8. In Dwarkanath Roy v. Ram Chand Aich ('99) 26 Cal 428, a suit was brought by the plaintiff-appellant to obtain a declaration that the plaintiff had a mohatram and kaimijara right to the land in suit and that defendant 1 was a karsha ryot under him and to recover khas possession upon ejectment of defendant 1. The plaintiff stated in his plaint that he had previously brought a suit for rent against defendant 1; that the defendant in that suit denied the existence of the relationship of landlord and tenant between him and the plaintiff, and alleged that a third party, who was no party in that suit, but was made defendant in the subsequent suit, was his real landlord and that the rent suit having been dismissed the plaintiff brought the latter suit. It was held that the question whether the relation of landlord and tenant existed at the time when the rent suit was instituted between the plaintiff in the subsequent title suit and the defendant in the rent suit was res judicata in view of the decision in the rent suit. But the relief sought in the title suit, viz., whether the land in dispute belonged to the plaintiff, and, if so, whether the plaintiff was entitled to compensation from the tenant defendant for the use of the land, was not barred. By the decision in the rent suit, the plaintiff was not barred in the subsequent suit for establishing his title to the land both against the alleged tenant and also against the person whose title as land-lord the tenant defendant had set up in the rent suit. This Pull Bench decision does not in my opinion help the present plaintiff appellant. As between the parties to the rent suit, the decision given there in so far as the same goes operates as a bar to the second suit. Consequently, the questions whether the present plaintiff holds the disputed land as tenant under the principal defendants and whether the land appertains to his tenancy of Rs. 17-1-0 under the principal defendants would be barred, these having been directly in issue in the rent suit and having been decided against the present plaintiff in that suit.
9. The case directly on the point seems to be Nanji Koer v.
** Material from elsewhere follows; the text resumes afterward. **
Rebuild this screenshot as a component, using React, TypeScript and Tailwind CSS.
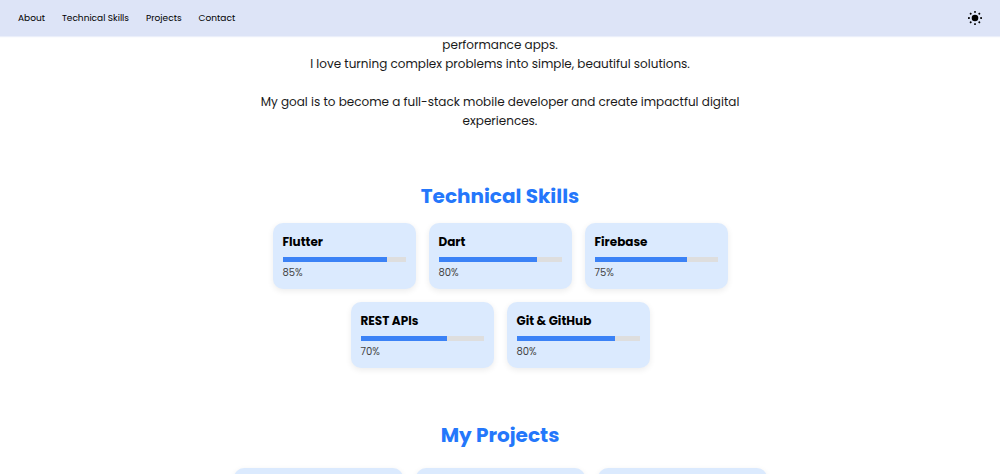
type Skill = { name: string; level: number };

const links = [
  { label: "About", href: "#about" },
  { label: "Technical Skills", href: "#skills" },
  { label: "Projects", href: "#projects" },
  { label: "Contact", href: "#contact" },
];

const skills: Skill[] = [
  { name: "Flutter", level: 85 },
  { name: "Dart", level: 80 },
  { name: "Firebase", level: 75 },
  { name: "REST APIs", level: 70 },
  { name: "Git & GitHub", level: 80 },
];

const rays = [0, 45, 90, 135, 180, 225, 270, 315];

function SunIcon() {
  return (
    <svg viewBox="0 0 16 16" className="size-4" aria-hidden="true">
      <circle cx="8" cy="8" r="3.3" />
      {rays.map((angle) => (
        <rect key={angle} x="7.1" y="1" width="1.8" height="1.8" rx="0.4" transform={`rotate(${angle} 8 8)`} />
      ))}
    </svg>
  );
}

function SkillCard({ name, level }: Skill) {
  return (
    <li className="w-[143px] rounded-[10px] bg-[#dbeafe] px-[10px] py-[9px] shadow-[0_2px_6px_rgba(0,0,0,0.08)]">
      <h3 className="text-[12px] leading-[19px] font-bold text-black">{name}</h3>
      <div className="mt-[6px] h-[5px] bg-[#dedede]">
        <div className="h-full bg-[#3b82f6]" style={{ width: `${level}%` }} />
      </div>
      <p className="mt-[3px] text-[10px] leading-[15px] text-[#444444]">{level}%</p>
    </li>
  );
}

export default function App() {
  return (
    <div className="flex h-screen flex-col overflow-hidden bg-white font-['Poppins','Inter',sans-serif] text-black">
      <header className="z-10 flex h-9 shrink-0 items-center justify-between bg-[#dde4f7] px-[18px] shadow-[0_1px_1px_rgba(221,228,247,0.6)]">
        <nav className="flex gap-[17px] text-[9px] leading-[15px]">
          {links.map((link) => (
            <a key={link.href} href={link.href}>
              {link.label}
            </a>
          ))}
        </nav>
        <button type="button" aria-label="Toggle theme" className="-mr-px flex">
          <SunIcon />
        </button>
      </header>

      <main className="-mt-px flex flex-col items-center">
        <section id="about" className="max-w-[500px] text-center text-[12px] leading-[19px] text-[#1a1a1a]">
          <p>
            performance apps.
            <br />
            I love turning complex problems into simple, beautiful solutions.
          </p>
          <p className="mt-[19px]">
            My goal is to become a full-stack mobile developer and create impactful digital experiences.
          </p>
        </section>

        <section id="skills" className="mt-[51px] flex flex-col items-center">
          <h2 className="text-[20px] leading-[30px] font-bold text-[#2477fb]">Technical Skills</h2>
          <ul className="mt-3 flex max-w-[520px] flex-wrap justify-center gap-[13px]">
            {skills.map((skill) => (
              <SkillCard key={skill.name} {...skill} />
            ))}
          </ul>
        </section>

        <section id="projects" className="mt-[52px] flex flex-col items-center">
          <h2 className="text-[20px] leading-[30px] font-bold text-[#2477fb]">My Projects</h2>
          <div className="mt-[18px] flex gap-[13px]">
            <article className="h-40 w-[169px] rounded-[10px] bg-[#dbeafe] shadow-[0_2px_6px_rgba(0,0,0,0.08)]" />
            <article className="h-40 w-[169px] rounded-[10px] bg-[#dbeafe] shadow-[0_2px_6px_rgba(0,0,0,0.08)]" />
            <article className="h-40 w-[169px] rounded-[10px] bg-[#dbeafe] shadow-[0_2px_6px_rgba(0,0,0,0.08)]" />
          </div>
        </section>
      </main>
    </div>
  );
}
Umatul Batul ('12) 15 CLJ 653. There the landlord brought a suit against the tenant for rent. The tenant pleaded that he was holding the land as tenant of third persons. The tenant's defence was investigated and overruled and the suit was decreed in favour of the landlord as in the present case. As in the present case, the tenant then brought a suit for declaration that the third party and not the plaintiff in the rent suit was his landlord. It was held that the suit was barred by res judicata. Several cases on the point, including the Pull Bench decision in Dwarkanath Roy v. Ram Chand Aich ('99) 26 Cal 428, were discussed by Mukherjee J., and he pointed out that the decision of the Pull Bench did not negative the view that as between the parties of the rent suit the matter was res judicata. In the Full Bench case in Dwarkanath Roy v. Ram Chand Aich ('99) 26 Cal 428 the landlord's rent suit was dismissed and the decision that operated as res judicata was the negation of the relationship of landlord and tenant. As a result the alleged tenant was in the position of a trespasser and the landlord had his remedies even on this footing if he succeeded in proving his title. But where it is conclusively found that the relationship of landlord and tenant does exist, it is difficult to see how the tenant can seek to have it decided that his landlord has no title to the land. The issue that thus remains to be decided in the present suit converts it into an inter pleader suit pure and simple and in my opinion a tenant has no right to bring such a suit: see Koylash Chandra v. Goluk Chunder ('98) 2 CWN 61, Shelly Bonnerjee v. Raj Chandra Datta ('10) 37 Cal 552 and Sreenath Dutt v. Kaser Shaikh ('14) 1 AIR 1914 Cal 311. The result is that all the contentions raised by the appellant fail and the appeal is dismissed. I make no order as to costs. Leave to appeal is prayed for and granted.